Scenarios of synchronizing data from a PostgreSQL database

You can view the precautions and limits based on the following synchronization scenarios:

Synchronize data from an ApsaraDB RDS for PostgreSQL instance to an ApsaraDB RDS for MySQL instance

The following table describes the precautions and limits.
Type Description
Limits on the source database
  • The source database must have PRIMARY KEY or UNIQUE constraints and all fields must be unique. Otherwise, the destination database may contain duplicate data records.
  • The following requirements for data logs must be met:
    • The data logging feature must be enabled.
    • Data logs are retained for at least 7 days during initial full data synchronization. You can wait until initial full data synchronization is complete, and then clear the data logs generated in the source database after the DTS task is run.
      Note To ensure data security, the DTS server stores only 50 GB of data logs or the data logs for the last 24 hours.

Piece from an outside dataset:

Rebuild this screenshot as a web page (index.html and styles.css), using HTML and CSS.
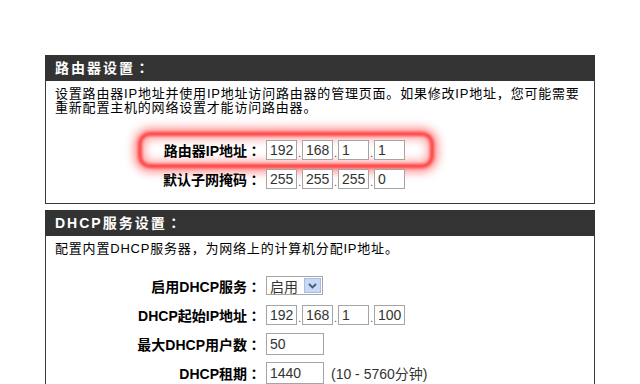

If the limit is exceeded, the DTS server automatically clears the cached logs.
      Warning If you clear the data logs of the source database during initial full data synchronization, the data synchronization task may fail. For example, initial full data synchronization takes more than 24 hours due to the large data volume in the source database and abnormal writing in the destination database. In this case, if the data logs of the source database are cleared during initial full data synchronization, DTS cannot obtain the data logs generated 24 hours ago. Therefore, the data synchronization task may fail.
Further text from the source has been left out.